▶ **Direction**: In the listing below, identify each line with the word "index" and return those lines.
====
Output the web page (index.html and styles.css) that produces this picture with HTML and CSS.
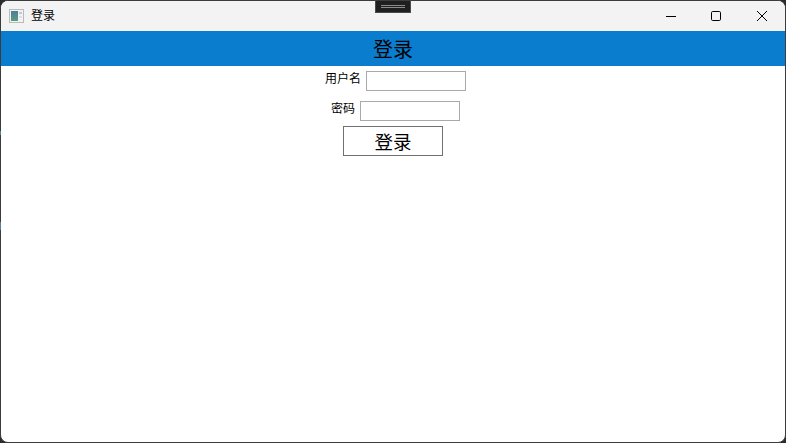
FILE: index.html
```html
<!DOCTYPE html>
<html lang="zh-CN">
<head>
<meta charset="utf-8">
<title>登录</title>
<link rel="stylesheet" href="styles.css">
</head>
<body>
<div class="window">
  <header class="titlebar">
    <svg class="app-icon" width="16" height="16" viewBox="0 0 16 16">
      <rect x="0.5" y="1.5" width="14" height="13" fill="#f1f3f3" stroke="#b8bcbc"/>
      <defs><linearGradient id="pane" x1="0" y1="0" x2="0" y2="1"><stop offset="0" stop-color="#4a7f9c"/><stop offset="1" stop-color="#5f9a80"/></linearGradient></defs>
      <rect x="2" y="3" width="7" height="10" fill="url(#pane)"/>
      <rect x="10" y="4" width="3" height="2" fill="#c3cccc"/>
      <rect x="10" y="8" width="3" height="2" fill="#dbe0e0"/>
    </svg>
    <span class="title-text">登录</span>
    <div class="controls">
      <button class="control control-min" aria-label="最小化"><svg width="10" height="10" viewBox="0 0 10 10"><path d="M0 5.5H10" stroke="#000" fill="none"/></svg></button>
      <button class="control" aria-label="最大化"><svg width="10" height="10" viewBox="0 0 10 10"><rect x="0.5" y="0.5" width="9" height="9" rx="1.2" stroke="#000" fill="none"/></svg></button>
      <button class="control" aria-label="关闭"><svg width="10" height="10" viewBox="0 0 10 10"><path d="M0 0L10 10M10 0L0 10" stroke="#000" fill="none"/></svg></button>
    </div>
  </header>
  <div class="banner">登录</div>
  <form class="form">
    <div class="row row-first">
      <label class="label" for="user">用户名</label>
      <input class="field" id="user" type="text">
    </div>
    <div class="row row-second">
      <label class="label" for="pass">密码</label>
      <input class="field" id="pass" type="password">
    </div>
    <button class="submit" type="button">登录</button>
  </form>
</div>
<div class="snap-handle"><span class="snap-lines"></span></div>
<span class="edge-glint edge-glint-a"></span>
<span class="edge-glint edge-glint-b"></span>
</body>
</html>
```
FILE: styles.css
```css
* { box-sizing: border-box; }
html, body { margin: 0; height: 100%; background: #2b2b2b; overflow: hidden; }
body { font-family: "Noto Sans CJK SC", "Liberation Sans", sans-serif; color: #000; }
.window {
  height: 443px;
  border: 1px solid #3c3c3c;
  border-radius: 8px;
  background: #fff;
  overflow: hidden;
  display: flex;
  flex-direction: column;
}
.titlebar {
  height: 30px;
  flex: none;
  background: #f3f3f3;
  display: flex;
  align-items: center;
  padding-left: 8px;
}
.app-icon { flex: none; margin-bottom: 1px; }
.title-text { margin-left: 6px; padding-bottom: 2px; font-size: 12px; line-height: 16px; }
.controls { margin-left: auto; display: flex; height: 100%; }
.control {
  width: 46px;
  height: 30px;
  padding: 0;
  border: 0;
  background: transparent;
  display: flex;
  align-items: center;
  justify-content: center;
}
.control-min { width: 44px; }
.banner {
  height: 35px;
  flex: none;
  background: #0a7dcf;
  font-size: 20px;
  line-height: 35px;
  text-align: center;
}
.form { display: flex; flex-direction: column; align-items: center; }
.row { display: flex; align-items: flex-start; gap: 5px; height: 20px; padding-left: 5px; }
.row-first { margin-top: 5px; }
.row-second { margin-top: 10px; }
.label { font-size: 12px; line-height: 14px; }
.field {
  width: 100px;
  height: 20px;
  padding: 0 2px;
  border: 1px solid #a9a9a9;
  background: #fff;
  outline: 0;
}
.submit {
  width: 100px;
  height: 30px;
  margin-top: 5px;
  padding: 0;
  border: 1px solid #707070;
  background: #fff;
  font: inherit;
  font-size: 18.5px;
  line-height: 28px;
  color: #000;
}
.snap-handle {
  position: absolute;
  top: 0;
  left: 375px;
  width: 36px;
  height: 13px;
  background: #1f1f1f;
  border: 1px solid #4a4a4a;
  border-top-color: #3c3c3c;
  display: flex;
  justify-content: center;
  padding-top: 4px;
}
.snap-lines {
  display: block;
  width: 24px;
  height: 3px;
  border-top: 1px solid #8c8c8c;
  border-bottom: 1px solid #8c8c8c;
}
.edge-glint { position: absolute; left: 0; width: 1px; background: #4f8199; }
.edge-glint-a { top: 131px; height: 4px; }
.edge-glint-b { top: 222px; height: 8px; }
```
====
▶ **Complete answer**:
Output the web page (index.html and styles.css) that produces this picture with HTML and CSS.
FILE: index.html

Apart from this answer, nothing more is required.